Lyttelton joked that the game pre-dated the London Underground. "Tudor Court Rules" were described as "A version of the game formerly adopted by Henry VIII and played by Shakespeare. At this time, the underground was far smaller than at present and so the playing area also was more restricted, primarily due to plague."
Those who asked for the rules were told "NF Stovold’s Mornington Crescent: Rules and Origins" was out of print. They were also advised that "your local bookshop might have a copy of The Little Book of Mornington Crescent by Tim, Graeme, Barry and Humph."
Mornington Crescent is played widely online, in the spirit of the radio series. Games are played by fans on Usenet, in diverse web forums,[9][10] and on the London Underground itself. A Facebook application has also been produced.[11]
Finchley Central and Mornington Crescent were also popular in the UK play by mail / postal games hobby, and were "played" by post in a number of play-by-mail magazines in the 1980s.
In the 1990s, Radio 4 broadcast a Christmas special: Mornington Crescent Explained, a "two-part documentary" on Mornington Crescent, part one being a history of the game and part two the rules. At the end of part one it was announced that part two had been postponed due to "scheduling difficulties".

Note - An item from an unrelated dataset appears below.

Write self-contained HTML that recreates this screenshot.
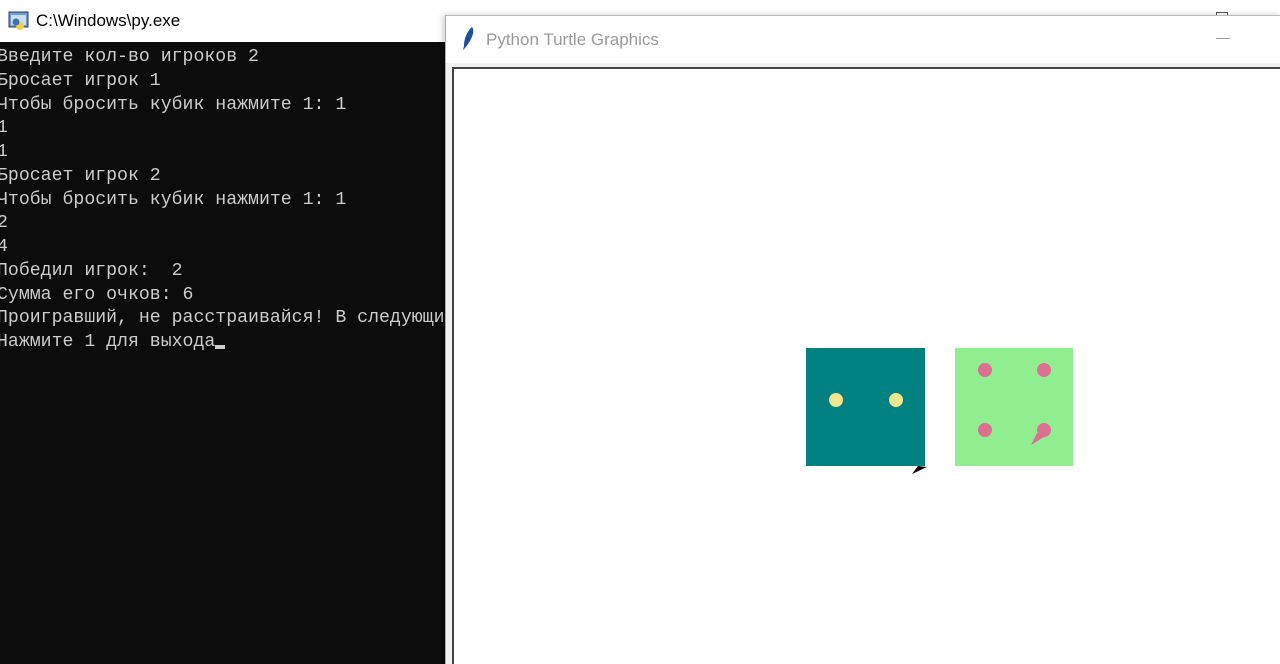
<!DOCTYPE html><html style="overflow:hidden;height:664px"><head><style>
body{margin:0;width:1280px;height:664px;overflow:hidden;background:#fff;position:relative;font-family:"Liberation Sans",sans-serif}
#con{position:absolute;left:0;top:42px;width:446px;height:622px;background:#0c0c0c;overflow:hidden}
#con pre{margin:0;position:absolute;left:-3px;top:4px;font-family:"Liberation Mono",monospace;font-size:18.2px;line-height:23.75px;color:#cccccc;white-space:pre}
#t1{position:absolute;left:36px;top:11px;font-size:17px;color:#000}
#tw{position:absolute;left:445px;top:15px;width:835px;height:649px;background:#f0f0f0;border-left:1px solid #aaa;border-top:1px solid #bbb;box-shadow:-2px 0 6px rgba(0,0,0,.2);overflow:hidden}
#tbar{position:absolute;left:0;top:0;right:0;height:47px;background:#fff}
#t2{position:absolute;left:40px;top:14px;font-size:17px;color:#999}
#cv{position:absolute;left:6px;top:51px;right:0;height:620px;background:#fff;border:2px solid #444;border-right:none;border-bottom:none}
</style></head><body>
<svg style="position:absolute;left:8px;top:10px" width="22" height="22"><rect x="1" y="2" width="19" height="15" fill="#6b9fd4" stroke="#335" stroke-width="1"/><rect x="3" y="5" width="15" height="10" fill="#cde"/><circle cx="12" cy="16" r="4" fill="#f2d046"/><circle cx="8" cy="12" r="3.5" fill="#3a70b0"/></svg>
<div id="t1">C:\Windows\py.exe</div>
<div id="con"><pre>Введите кол-во игроков 2
Бросает игрок 1
Чтобы бросить кубик нажмите 1: 1
1
1
Бросает игрок 2
Чтобы бросить кубик нажмите 1: 1
2
4
Победил игрок:  2
Сумма его очков: 6
Проигравший, не расстраивайся! В следующий раз
Нажмите 1 для выхода<span style="display:inline-block;width:10px;height:4px;background:#ccc;vertical-align:-3px"></span></pre></div>
<div style="position:absolute;left:1216px;top:12px;width:10px;height:6px;border:1px solid #555;border-bottom:none"></div>
<div id="tw">
<div id="tbar">
<svg style="position:absolute;left:14px;top:10px" width="16" height="26"><path d="M12 1 C16 6 10 16 5 22 L3 24 L4 20 C4 12 8 4 12 1Z" fill="#1f4f9a"/></svg>
<div id="t2">Python Turtle Graphics</div>
<div style="position:absolute;left:770px;top:22px;width:14px;height:1px;background:#999"></div>
</div>
<div id="cv">
<svg width="830" height="610" style="position:absolute;left:-2px;top:-2px">
<g transform="translate(-452,-67)">
<rect x="806" y="348" width="119" height="118" fill="#008080"/>
<circle cx="836" cy="400" r="7" fill="#f0e68c"/><circle cx="896" cy="400" r="7" fill="#f0e68c"/>
<path d="M912 474 L927 467 L918 466Z" fill="#000"/>
<rect x="955" y="348" width="118" height="118" fill="#90ee90"/>
<circle cx="985" cy="370" r="7" fill="#db7093"/><circle cx="1044" cy="370" r="7" fill="#db7093"/>
<circle cx="985" cy="430" r="7" fill="#db7093"/><circle cx="1044" cy="430" r="7" fill="#db7093"/>
<path d="M1031 445 L1044 437 L1037 433Z" fill="#db7093"/>
</g></svg>
</div>
</div>
</body></html>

Another documentary was broadcast on Christmas Eve 2005. It was named In Search of Mornington Crescent and narrated by Andrew Marr.[12] This has since also been released on a BBC Audiobook CD.
Two books of rules and history have been published, The Little Book of Mornington Crescent (2001; ISBN 0-7528-1864-3) by Graeme Garden, Tim Brooke-Taylor, Barry Cryer and Humphrey Lyttelton, and Stovold's Mornington Crescent Almanac (2001; ISBN 0-7528-4815-1) by Graeme Garden.